### [Task to complete]
Quote all lines below exactly. Images stay out.

### [Dataset extract]
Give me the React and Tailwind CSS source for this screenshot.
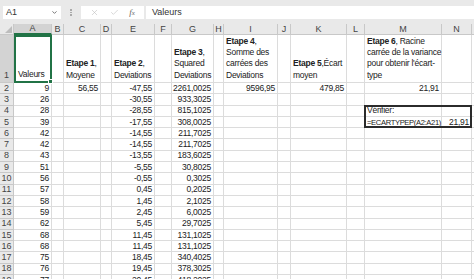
import { X, Check, ChevronDown } from "lucide-react";

const COLS = ["A", "B", "C", "D", "E", "F", "G", "H", "I", "J", "K", "L", "M", "N", ""];

const values = [
  ["9", "-47,55", "2261,0025"],
  ["26", "-30,55", "933,3025"],
  ["28", "-28,55", "815,1025"],
  ["39", "-17,55", "308,0025"],
  ["42", "-14,55", "211,7025"],
  ["42", "-14,55", "211,7025"],
  ["43", "-13,55", "183,6025"],
  ["51", "-5,55", "30,8025"],
  ["56", "-0,55", "0,3025"],
  ["57", "0,45", "0,2025"],
  ["58", "1,45", "2,1025"],
  ["59", "2,45", "6,0025"],
  ["62", "5,45", "29,7025"],
  ["68", "11,45", "131,1025"],
  ["68", "11,45", "131,1025"],
  ["75", "18,45", "340,4025"],
  ["76", "19,45", "378,3025"],
  ["77", "20,45", "418,2025"],
];

// row 1 texts, one entry per line: [bold part, normal part]
const header = {
  A: [["", "Valeurs"]],
  C: [["Etape 1", ","], ["", "Moyene"]],
  E: [["Etape 2", ","], ["", "Deviations"]],
  G: [["Etape 3", ","], ["", "Squared"], ["", "Deviations"]],
  I: [["Etape 4", ","], ["", "Somme des"], ["", "carrées des"], ["", "Deviations"]],
  K: [["Etape 5", ",Écart"], ["", "moyen"]],
  M: [
    ["Etape 6", ", Racine"],
    ["", "carrée de la variance"],
    ["", "pour obtenir l'écart-"],
    ["", "type"],
  ],
};

const Cell = ({ children, right, className = "" }) => (
  <div
    className={`border-r border-b border-[#dcdcdc] bg-white px-[2px] leading-[11px] whitespace-nowrap flex items-center ${
      right ? "justify-end" : ""
    } ${className}`}
  >
    {children}
  </div>
);

const RowHead = ({ n, active }) => (
  <div
    className={`border-r border-b border-[#c8c8c8] ${
      active ? "bg-[#d3d3d3] items-end pb-[2px]" : "bg-[#e9e9e9] items-center"
    } text-[#444] text-[9px] tracking-normal flex justify-center leading-none`}
  >
    {n}
  </div>
);

function row2Extra(col) {
  if (col === "C") return "56,55";
  if (col === "I") return "9596,95";
  if (col === "K") return "479,85";
  if (col === "M") return "21,91";
  return null;
}

export default function App() {
  return (
    <div
      className="w-[474px] h-[279px] overflow-hidden bg-[#e9e9e9] text-[#222] text-[8.5px] tracking-[-0.25px]"
      style={{ fontFamily: '"Liberation Sans", Arial, sans-serif' }}
    >
      {/* formula bar */}
      <div className="h-[24px] flex items-start pt-[6px] pl-[3px] gap-[2px] tracking-normal">
        <div className="w-[58px] h-[13px] bg-white flex items-center justify-between px-[3px] text-[9px] text-[#333]">
          <span>A1</span>
          <ChevronDown size={7} strokeWidth={3} className="text-[#666]" />
        </div>
        <div className="w-[16px] h-[13px] flex flex-col items-center justify-center gap-[1px]">
          <span className="w-[1.5px] h-[1.5px] bg-[#aaa]" />
          <span className="w-[1.5px] h-[1.5px] bg-[#aaa]" />
          <span className="w-[1.5px] h-[1.5px] bg-[#aaa]" />
        </div>
        <div className="w-[63px] h-[13px] bg-white flex items-center justify-around px-[4px] text-[#bbb]">
          <X size={9} strokeWidth={1.5} />
          <Check size={9} strokeWidth={1.5} />
          <span
            className="text-[9px] italic text-[#666]"
            style={{ fontFamily: '"Liberation Serif", serif' }}
          >
            f<span className="text-[7px]">x</span>
          </span>
        </div>
        <div className="flex-1 h-[13px] bg-white flex items-center pl-[6px] text-[9px] text-[#333]">
          Valeurs
        </div>
      </div>

      {/* sheet grid */}
      <div className="grid grid-cols-[14px_38px_12px_37px_11px_43px_17px_42px_10px_54px_13px_56px_18px_77px_30px_1fr] grid-rows-[11px_48px_repeat(18,11.3px)]">
        {/* corner */}
        <div className="bg-[#e9e9e9] border-r border-b border-[#c8c8c8] relative">
          <div className="absolute right-[1px] bottom-[1px] w-0 h-0 border-l-[7px] border-l-transparent border-b-[7px] border-b-[#bdbdbd]" />
        </div>
        {COLS.map((c, i) => (
          <div
            key={"h" + i}
            className={`border-r border-[#c8c8c8] text-[#444] text-[9px] tracking-normal flex items-center justify-center leading-none ${
              c === "A"
                ? "bg-[#d3d3d3] border-b-2 border-b-[#217346]"
                : "bg-[#e9e9e9] border-b"
            }`}
          >
            {c}
          </div>
        ))}

        {/* row 1 */}
        <RowHead n="1" active />
        {COLS.map((c, i) => {
          const h = header[c];
          return (
            <div
              key={"r1" + i}
              className={`bg-white px-[2px] pb-[1px] leading-[11.3px] whitespace-nowrap flex flex-col justify-end ${
                c === "A"
                  ? "relative border-2 border-[#217346]"
                  : "border-r border-b border-[#dcdcdc]"
              }`}
            >
              {h &&
                h.map((l, j) => (
                  <div key={j}>
                    {l[0] && <b className="font-bold">{l[0]}</b>}
                    {l[1]}
                  </div>
                ))}
              {c === "A" && (
                <span className="absolute -right-[3px] -bottom-[3px] w-[5px] h-[5px] bg-[#217346] border border-white" />
              )}
            </div>
          );
        })}

        {/* data rows */}
        {values.map((v, r) => {
          const n = r + 2;
          return [
            <RowHead key={"rh" + n} n={n} />,
            ...COLS.map((c, i) => {
              let content = null;
              let right = true;
              if (c === "A") content = v[0];
              else if (c === "E") content = v[1];
              else if (c === "G") content = v[2];
              else if (n === 2) content = row2Extra(c);
              if (n === 4 && c === "M") {
                right = false;
                content = (
                  <>
                    Vérifier:
                    {/* box around M4:N5 */}
                    <span className="absolute left-[-1px] top-[-1px] w-[108px] h-[23.6px] border-2 border-[#2b2b2b] pointer-events-none" />
                  </>
                );
              }
              if (n === 5 && c === "M") {
                content = (
                  <span className="text-[7.6px] tracking-[-0.35px]">=ECARTYPEP(A2:A21)</span>
                );
                right = false;
              }
              if (n === 5 && c === "N") content = "21,91";
              return (
                <Cell
                  key={n + "-" + i}
                  right={right}
                  className={n === 4 && c === "M" ? "relative" : ""}
                >
                  {content}
                </Cell>
              );
            }),
          ];
        })}
      </div>
    </div>
  );
}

### [Solution]
Give me the React and Tailwind CSS source for this screenshot.
import { X, Check, ChevronDown } from "lucide-react";

const COLS = ["A", "B", "C", "D", "E", "F", "G", "H", "I", "J", "K", "L", "M", "N", ""];

const values = [
  ["9", "-47,55", "2261,0025"],
  ["26", "-30,55", "933,3025"],
  ["28", "-28,55", "815,1025"],
  ["39", "-17,55", "308,0025"],
  ["42", "-14,55", "211,7025"],
  ["42", "-14,55", "211,7025"],
  ["43", "-13,55", "183,6025"],
  ["51", "-5,55", "30,8025"],
  ["56", "-0,55", "0,3025"],
  ["57", "0,45", "0,2025"],
  ["58", "1,45", "2,1025"],
  ["59", "2,45", "6,0025"],
  ["62", "5,45", "29,7025"],
  ["68", "11,45", "131,1025"],
  ["68", "11,45", "131,1025"],
  ["75", "18,45", "340,4025"],
  ["76", "19,45", "378,3025"],
  ["77", "20,45", "418,2025"],
];

// row 1 texts, one entry per line: [bold part, normal part]
const header = {
  A: [["", "Valeurs"]],
  C: [["Etape 1", ","], ["", "Moyene"]],
  E: [["Etape 2", ","], ["", "Deviations"]],
  G: [["Etape 3", ","], ["", "Squared"], ["", "Deviations"]],
  I: [["Etape 4", ","], ["", "Somme des"], ["", "carrées des"], ["", "Deviations"]],
  K: [["Etape 5", ",Écart"], ["", "moyen"]],
  M: [
    ["Etape 6", ", Racine"],
    ["", "carrée de la variance"],
    ["", "pour obtenir l'écart-"],
    ["", "type"],
  ],
};

const Cell = ({ children, right, className = "" }) => (
  <div
    className={`border-r border-b border-[#dcdcdc] bg-white px-[2px] leading-[11px] whitespace-nowrap flex items-center ${
      right ? "justify-end" : ""
    } ${className}`}
  >
    {children}
  </div>
);

const RowHead = ({ n, active }) => (
  <div
    className={`border-r border-b border-[#c8c8c8] ${
      active ? "bg-[#d3d3d3] items-end pb-[2px]" : "bg-[#e9e9e9] items-center"
    } text-[#444] text-[9px] tracking-normal flex justify-center leading-none`}
  >
    {n}
  </div>
);

function row2Extra(col) {
  if (col === "C") return "56,55";
  if (col === "I") return "9596,95";
  if (col === "K") return "479,85";
  if (col === "M") return "21,91";
  return null;
}

export default function App() {
  return (
    <div
      className="w-[474px] h-[279px] overflow-hidden bg-[#e9e9e9] text-[#222] text-[8.5px] tracking-[-0.25px]"
      style={{ fontFamily: '"Liberation Sans", Arial, sans-serif' }}
    >
      {/* formula bar */}
      <div className="h-[24px] flex items-start pt-[6px] pl-[3px] gap-[2px] tracking-normal">
        <div className="w-[58px] h-[13px] bg-white flex items-center justify-between px-[3px] text-[9px] text-[#333]">
          <span>A1</span>
          <ChevronDown size={7} strokeWidth={3} className="text-[#666]" />
        </div>
        <div className="w-[16px] h-[13px] flex flex-col items-center justify-center gap-[1px]">
          <span className="w-[1.5px] h-[1.5px] bg-[#aaa]" />
          <span className="w-[1.5px] h-[1.5px] bg-[#aaa]" />
          <span className="w-[1.5px] h-[1.5px] bg-[#aaa]" />
        </div>
        <div className="w-[63px] h-[13px] bg-white flex items-center justify-around px-[4px] text-[#bbb]">
          <X size={9} strokeWidth={1.5} />
          <Check size={9} strokeWidth={1.5} />
          <span
            className="text-[9px] italic text-[#666]"
            style={{ fontFamily: '"Liberation Serif", serif' }}
          >
            f<span className="text-[7px]">x</span>
          </span>
        </div>
        <div className="flex-1 h-[13px] bg-white flex items-center pl-[6px] text-[9px] text-[#333]">
          Valeurs
        </div>
      </div>

      {/* sheet grid */}
      <div className="grid grid-cols-[14px_38px_12px_37px_11px_43px_17px_42px_10px_54px_13px_56px_18px_77px_30px_1fr] grid-rows-[11px_48px_repeat(18,11.3px)]">
        {/* corner */}
        <div className="bg-[#e9e9e9] border-r border-b border-[#c8c8c8] relative">
          <div className="absolute right-[1px] bottom-[1px] w-0 h-0 border-l-[7px] border-l-transparent border-b-[7px] border-b-[#bdbdbd]" />
        </div>
        {COLS.map((c, i) => (
          <div
            key={"h" + i}
            className={`border-r border-[#c8c8c8] text-[#444] text-[9px] tracking-normal flex items-center justify-center leading-none ${
              c === "A"
                ? "bg-[#d3d3d3] border-b-2 border-b-[#217346]"
                : "bg-[#e9e9e9] border-b"
            }`}
          >
            {c}
          </div>
        ))}

        {/* row 1 */}
        <RowHead n="1" active />
        {COLS.map((c, i) => {
          const h = header[c];
          return (
            <div
              key={"r1" + i}
              className={`bg-white px-[2px] pb-[1px] leading-[11.3px] whitespace-nowrap flex flex-col justify-end ${
                c === "A"
                  ? "relative border-2 border-[#217346]"
                  : "border-r border-b border-[#dcdcdc]"
              }`}
            >
              {h &&
                h.map((l, j) => (
                  <div key={j}>
                    {l[0] && <b className="font-bold">{l[0]}</b>}
                    {l[1]}
                  </div>
                ))}
              {c === "A" && (
                <span className="absolute -right-[3px] -bottom-[3px] w-[5px] h-[5px] bg-[#217346] border border-white" />
              )}
            </div>
          );
        })}

        {/* data rows */}
        {values.map((v, r) => {
          const n = r + 2;
          return [
            <RowHead key={"rh" + n} n={n} />,
            ...COLS.map((c, i) => {
              let content = null;
              let right = true;
              if (c === "A") content = v[0];
              else if (c === "E") content = v[1];
              else if (c === "G") content = v[2];
              else if (n === 2) content = row2Extra(c);
              if (n === 4 && c === "M") {
                right = false;
                content = (
                  <>
                    Vérifier:
                    {/* box around M4:N5 */}
                    <span className="absolute left-[-1px] top-[-1px] w-[108px] h-[23.6px] border-2 border-[#2b2b2b] pointer-events-none" />
                  </>
                );
              }
              if (n === 5 && c === "M") {
                content = (
                  <span className="text-[7.6px] tracking-[-0.35px]">=ECARTYPEP(A2:A21)</span>
                );
                right = false;
              }
              if (n === 5 && c === "N") content = "21,91";
              return (
                <Cell
                  key={n + "-" + i}
                  right={right}
                  className={n === 4 && c === "M" ? "relative" : ""}
                >
                  {content}
                </Cell>
              );
            }),
          ];
        })}
      </div>
    </div>
  );
}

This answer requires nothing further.